By Blake Stilwell
Actor Burt Young, who died Oct. 8 at his home in Los Angeles at the age of 83, may not have had the most famous face in Hollywood history, but for many movie lovers it was certainly one of the most recognizable.
Young racked up an astonishing 160 acting roles over the course of his 50-year career, including in beloved films such as “Chinatown,” “The Killer Elite” and “Once Upon a Time in America.”
Arguably his most well-known character was Paulie in the 1976 film “Rocky,” which earned him an Academy Award nomination for Best Supporting Actor. That’s a respectable resume for someone who once said he joined the Marine Corps at 16 as “half a hoodlum.”
Young may have ended up in Hollywood, but he came by his New York tough guy persona honestly. Born Gerald Tommaso DeLouise in 1940, he was raised in the Corona neighborhood of Queens by whom he called “the greatest parents in the world” in a 2016 interview.
“I was acting before [my father] died. He never understood it. He knew me as a hoodlum,” Young said.
In an attempt to keep their son from growing up as street tough, Young’s parents sent him to a more affluent school in Queens and then to a private academy in Manhattan. He was booted out of both by age 16 and ended up in a Marine Corps recruiter’s office, where both father and son lied about his age to enlist.
Young served in the Corps between 1957 and 1959. He learned boxing and maintained a record of 32-2 in the service. After leaving the Marines, he tried his hand(s) at professional boxing, training with legend Charley Goldman, who had famously trained undefeated heavyweight champion Rocky Marciano. Young’s manager was the equally famous Cus D’Amato, who managed boxers Floyd Patterson and Mike Tyson. In the pros, Young said he fought 17 professional bouts and never lost.
“Fighting was in my nature,” Young recalled. “I did an exhibition with Muhammad Ali. It was one of my high spots… but you’re never sad, giving up boxing. Who gets sad about not being punched in the face?”
After his boxing career ended in the 1960s, he found work in the carpet-laying business but was unhappy with his life.
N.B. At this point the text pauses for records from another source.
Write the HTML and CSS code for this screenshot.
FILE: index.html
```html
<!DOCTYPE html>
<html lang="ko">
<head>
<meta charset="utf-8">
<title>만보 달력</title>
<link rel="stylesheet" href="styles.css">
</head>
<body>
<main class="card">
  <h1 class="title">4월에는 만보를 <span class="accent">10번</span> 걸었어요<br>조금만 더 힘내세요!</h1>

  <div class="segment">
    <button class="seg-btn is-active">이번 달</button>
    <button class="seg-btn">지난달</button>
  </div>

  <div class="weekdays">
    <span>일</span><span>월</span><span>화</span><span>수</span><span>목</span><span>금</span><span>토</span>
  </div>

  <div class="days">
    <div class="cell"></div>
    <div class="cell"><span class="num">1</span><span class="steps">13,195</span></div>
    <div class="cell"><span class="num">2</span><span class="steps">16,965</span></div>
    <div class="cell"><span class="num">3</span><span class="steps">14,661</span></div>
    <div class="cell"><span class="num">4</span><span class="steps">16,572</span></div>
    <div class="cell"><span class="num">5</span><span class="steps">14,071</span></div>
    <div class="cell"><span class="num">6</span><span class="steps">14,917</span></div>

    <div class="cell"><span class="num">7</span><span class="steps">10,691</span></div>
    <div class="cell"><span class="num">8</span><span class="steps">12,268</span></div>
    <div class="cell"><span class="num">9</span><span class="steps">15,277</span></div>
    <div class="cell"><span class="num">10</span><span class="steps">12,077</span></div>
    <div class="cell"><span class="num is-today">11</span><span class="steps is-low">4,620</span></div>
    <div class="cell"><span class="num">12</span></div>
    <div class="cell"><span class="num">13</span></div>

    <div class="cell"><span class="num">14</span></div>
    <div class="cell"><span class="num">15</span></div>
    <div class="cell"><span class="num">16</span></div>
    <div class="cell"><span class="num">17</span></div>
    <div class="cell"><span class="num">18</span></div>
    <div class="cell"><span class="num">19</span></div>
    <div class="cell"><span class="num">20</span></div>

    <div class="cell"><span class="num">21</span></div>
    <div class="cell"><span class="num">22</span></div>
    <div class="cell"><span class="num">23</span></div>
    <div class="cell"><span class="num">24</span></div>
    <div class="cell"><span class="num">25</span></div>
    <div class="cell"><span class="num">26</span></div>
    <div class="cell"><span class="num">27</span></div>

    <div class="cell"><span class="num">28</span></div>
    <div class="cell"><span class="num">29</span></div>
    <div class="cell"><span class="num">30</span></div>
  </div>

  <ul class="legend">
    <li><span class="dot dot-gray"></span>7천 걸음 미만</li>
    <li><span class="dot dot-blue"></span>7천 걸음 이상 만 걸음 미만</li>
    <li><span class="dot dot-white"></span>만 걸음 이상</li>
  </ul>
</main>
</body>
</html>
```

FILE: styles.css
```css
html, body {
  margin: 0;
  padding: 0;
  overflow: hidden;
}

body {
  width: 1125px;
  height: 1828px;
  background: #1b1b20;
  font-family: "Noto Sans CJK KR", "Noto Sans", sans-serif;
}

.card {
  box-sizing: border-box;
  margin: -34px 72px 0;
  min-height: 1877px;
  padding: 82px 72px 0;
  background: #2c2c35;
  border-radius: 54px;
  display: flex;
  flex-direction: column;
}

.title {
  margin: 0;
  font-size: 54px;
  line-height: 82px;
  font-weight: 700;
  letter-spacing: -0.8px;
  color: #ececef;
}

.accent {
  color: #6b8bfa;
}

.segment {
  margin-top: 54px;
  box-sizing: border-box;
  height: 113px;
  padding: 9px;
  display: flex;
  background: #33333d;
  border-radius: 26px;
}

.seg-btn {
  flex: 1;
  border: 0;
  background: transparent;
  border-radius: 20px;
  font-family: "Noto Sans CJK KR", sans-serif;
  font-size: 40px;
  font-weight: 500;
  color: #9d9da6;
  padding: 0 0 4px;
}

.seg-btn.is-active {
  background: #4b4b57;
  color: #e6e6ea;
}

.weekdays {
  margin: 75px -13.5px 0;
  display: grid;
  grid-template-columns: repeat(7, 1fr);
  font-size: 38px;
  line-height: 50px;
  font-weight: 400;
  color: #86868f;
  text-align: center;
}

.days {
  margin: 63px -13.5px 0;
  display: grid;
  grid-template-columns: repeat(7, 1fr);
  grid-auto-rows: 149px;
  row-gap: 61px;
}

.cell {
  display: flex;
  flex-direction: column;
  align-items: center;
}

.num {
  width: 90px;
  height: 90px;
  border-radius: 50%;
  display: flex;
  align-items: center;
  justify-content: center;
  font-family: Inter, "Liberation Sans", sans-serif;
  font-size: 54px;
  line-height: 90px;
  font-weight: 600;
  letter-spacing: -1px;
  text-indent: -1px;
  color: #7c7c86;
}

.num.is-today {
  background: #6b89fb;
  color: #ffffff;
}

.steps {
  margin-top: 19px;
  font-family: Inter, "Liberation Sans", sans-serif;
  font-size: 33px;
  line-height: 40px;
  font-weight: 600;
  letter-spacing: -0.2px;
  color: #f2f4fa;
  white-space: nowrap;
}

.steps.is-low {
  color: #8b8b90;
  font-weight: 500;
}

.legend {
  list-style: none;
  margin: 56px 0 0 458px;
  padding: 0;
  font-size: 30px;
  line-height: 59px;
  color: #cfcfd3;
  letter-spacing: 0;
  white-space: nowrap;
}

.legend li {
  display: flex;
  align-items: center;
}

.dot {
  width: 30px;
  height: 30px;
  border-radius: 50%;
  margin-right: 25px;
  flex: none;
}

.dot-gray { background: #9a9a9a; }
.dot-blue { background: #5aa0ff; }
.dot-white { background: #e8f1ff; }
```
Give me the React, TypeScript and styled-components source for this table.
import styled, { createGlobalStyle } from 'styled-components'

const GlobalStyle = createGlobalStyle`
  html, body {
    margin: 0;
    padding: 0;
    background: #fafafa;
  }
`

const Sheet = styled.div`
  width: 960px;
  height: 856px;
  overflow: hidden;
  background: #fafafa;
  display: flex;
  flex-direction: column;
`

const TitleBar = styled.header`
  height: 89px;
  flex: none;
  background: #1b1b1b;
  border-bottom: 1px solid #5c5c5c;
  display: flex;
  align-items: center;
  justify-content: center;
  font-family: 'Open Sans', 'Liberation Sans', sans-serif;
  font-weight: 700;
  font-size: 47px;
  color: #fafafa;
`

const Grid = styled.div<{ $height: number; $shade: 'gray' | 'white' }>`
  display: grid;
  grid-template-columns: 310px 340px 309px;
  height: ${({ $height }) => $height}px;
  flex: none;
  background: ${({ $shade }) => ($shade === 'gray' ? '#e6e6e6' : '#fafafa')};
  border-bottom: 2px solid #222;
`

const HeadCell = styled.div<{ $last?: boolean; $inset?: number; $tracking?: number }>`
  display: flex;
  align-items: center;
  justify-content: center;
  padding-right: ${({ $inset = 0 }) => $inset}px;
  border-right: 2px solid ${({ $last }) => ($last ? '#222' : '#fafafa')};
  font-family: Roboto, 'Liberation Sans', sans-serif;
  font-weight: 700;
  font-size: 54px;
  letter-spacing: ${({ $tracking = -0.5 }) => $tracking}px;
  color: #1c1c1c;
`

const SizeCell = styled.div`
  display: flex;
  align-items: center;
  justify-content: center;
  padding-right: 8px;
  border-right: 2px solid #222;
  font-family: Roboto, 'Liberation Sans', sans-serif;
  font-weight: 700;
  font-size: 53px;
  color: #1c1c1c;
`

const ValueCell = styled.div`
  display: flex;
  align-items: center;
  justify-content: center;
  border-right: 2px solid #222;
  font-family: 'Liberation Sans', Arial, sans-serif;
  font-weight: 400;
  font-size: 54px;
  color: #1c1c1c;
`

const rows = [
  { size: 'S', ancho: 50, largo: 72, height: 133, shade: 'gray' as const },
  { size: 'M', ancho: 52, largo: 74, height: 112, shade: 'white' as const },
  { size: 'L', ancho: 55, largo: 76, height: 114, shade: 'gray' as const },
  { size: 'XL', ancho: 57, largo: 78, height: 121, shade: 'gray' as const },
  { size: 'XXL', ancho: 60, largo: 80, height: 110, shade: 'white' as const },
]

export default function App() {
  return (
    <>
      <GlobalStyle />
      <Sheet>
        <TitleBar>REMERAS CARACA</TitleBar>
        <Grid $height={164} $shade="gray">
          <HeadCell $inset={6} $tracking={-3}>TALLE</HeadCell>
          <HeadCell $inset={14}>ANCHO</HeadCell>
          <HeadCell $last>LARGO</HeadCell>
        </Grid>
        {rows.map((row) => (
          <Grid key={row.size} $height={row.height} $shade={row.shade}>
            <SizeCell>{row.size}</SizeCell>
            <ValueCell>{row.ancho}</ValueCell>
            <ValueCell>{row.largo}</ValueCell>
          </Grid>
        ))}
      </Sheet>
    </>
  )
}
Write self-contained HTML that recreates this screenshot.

He inadvertently fell into his acting career while pursuing a local barmaid.
“I started asking her if she ever thought about being an actress,” he recalled. “She lit up and said she wanted to study under Lee Strasberg. I thought that was a girl. I didn’t know who the hell Lee Strasberg was.”
Known as “the father of method acting,” Strasberg was one of America’s greatest acting talents. Later an acting teacher, he became director of the Actors Studio in New York and founded the Actors Studio West in Los Angeles.
Young, initially trying to get his girl into the studio, wrote to Strasberg, saying, “I don’t know if acting has anything for me, but I’m treading water. See me.”
And he did. Strasberg met with Young and told the carpet layer, “I feel you are an emotional library. Will you work with me?” Young felt he could take himself seriously as an actor with Strasberg’s commitment and worked with him for two years.
Young’s first onscreen credit came in 1971’s “Born to Win,” alongside George Segal and Robert De Niro. His performance in 1975’s “The Killer Elite” caught the attention of Sylvester Stallone, who wanted Young to play Paulie in his film “Rocky.”
“It was a masterpiece of simplicity … moving poetry,” Young said of “Rocky.” “I was in the commissary in Los Angeles and this young guy comes in and squats down next to me. He said ‘Mr. Young, I’m Sylvester Stallone. I wrote ‘Rocky.’’ And he says, ‘You gotta do it,’ trying to strong-arm me. It was a strong piece of writing. I didn’t take a chance; I dove right in.”
Young would appear in the first six “Rocky” movies. He was the highest-paid actor in the first film and earned an Academy Award nomination for his performance. Some of the training methods he actually used as a boxer were featured in the original film (but the famous meat locker scene was not one of them).
“They miscast me,” he joked. “I’m a lovable son-of-a-gun, I just go astray here and there.”
Young’s roles ranged from his usual dramas to action, horror and even comedy in the 1986 Rodney Dangerfield movie “Back to School.” He also had a number of television appearances, which include TV legends like “M*A*S*H,” “The Rockford Files” and “Miami Vice.” He even starred in the short-lived series “Roomies,” playing a retired Marine Corps drill instructor who goes to college after retirement.
“[Acting] is like driving or roller skating,” he said. “You just start. You smell the environment, you feel it. … You’ve got wonderful lines to give you bones. It’s up to you to be honest and hit the marks.”